A cobrança de compensação ajudou crescer Santo Antonio de Matupi, pois comprávamos roupas. O índio pega o ônibus, paga a passagem, são 25 reais. Tem a Luz para Todos, a gente achava que ia pagar só uma taxa, mas é conforme o uso. Tem família que paga 150. A saúde, o governo oferece atenção básica, mas exame de média e alta complexidade o governo não oferece e o índio paga. A cobrança de compensação vai lá e cobre.
Será que o governo brasileiro, a presidenta Dilma, daria essas condições? Não dá. Quero dizer para todas as autoridades que fizemos proposta, mas o governo não respondeu. Nós acreditamos em todas as autoridades aqui presentes, mas cadê o executivo aqui? Está o general, está o procurador, mas cadê representante do governo aqui?

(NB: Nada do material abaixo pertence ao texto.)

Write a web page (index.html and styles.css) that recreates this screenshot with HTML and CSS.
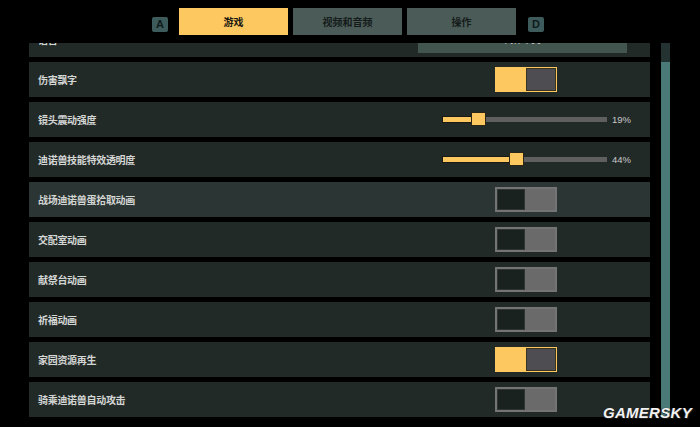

Não tem.
Nós agradecemos pela sensibilidade que vocês tiveram de chegar até aqui, mas convida o governo para vir resolver as questões práticas aqui. Leva essa mensagem pra Dilma, estamos prontos para dialogar. Mandamos os documentos, mas cadê a resposta?
Realmente, o usuário da Transamazônica é inocente, a gente está ciente disso, mas infelizmente, temos que chamar a atenção do governo. Nós somos pacíficos, queremos diálogo com o governo. General, essas crianças que estão aí, como é que vamos garantir a vida delas? O governo não oferece nenhum projeto. O indigenismo está defasado, combatido pelo ruralista. Espero que Deus mande a cada um de vocês inteligência e sabedoria para dialogar com a gente. Somos um povo indígena que ninguém olha por mós. A sociedade está olhando para nós como bandidos e assassinos. Vocês sentiram algum clima ruim aqui no nosso meio? É isso que nos somos. Obrigado, que Deus abençoe.